Charles Desmarius of the SF Chronicle:
"Munch’s significance lies neither in his oversensitive soul nor his painterly inventiveness, but in his unique ability to combine the two. He returned again and again to the same themes, and often to the same image. One could argue that makes him a formal experimenter — testing and revising art for art’s sake — or that his romantic heart could not bear to leave behind loves and moments that might die without continual regeneration. He did not have to choose...

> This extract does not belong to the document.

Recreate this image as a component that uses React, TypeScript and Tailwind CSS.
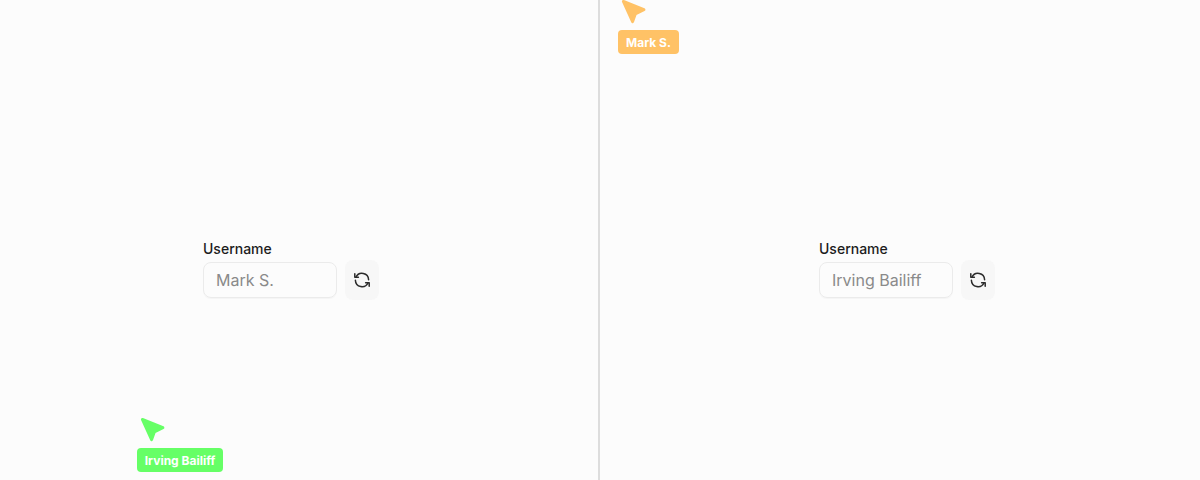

There are ghostly pictures like a “Self-Portrait with the Spanish Flu” (1919), ominously psychosexual ones like his hovering presence in “The Artist and His Model” (1919-20), and a cartoonish throwaway that could be a magazine liquor ad, “Self-Portrait With Bottles” (circa 1938)."
Munch was an artist both a product of and ahead of his time. Perhaps the work that best exemplified this was his startling and prescient work entitled (as I recall) "Clinton Trump Second Debate":



Go see it. You've got another week. 

1 comment:

Civic Center said...

Wow, I've been quoted by the San Francisco Opera (for "Elektra") and Michael Wallach (for "Edward Munch") in the same month. Not sure if I will be able to handle all this public validation. And yes, I loved the neurotic Munch exhibit so much that I had to pay to see it last week because I had run over my maximum number of visits to the "special exhibition" with my museum membership. Thought of making a scene but didn't.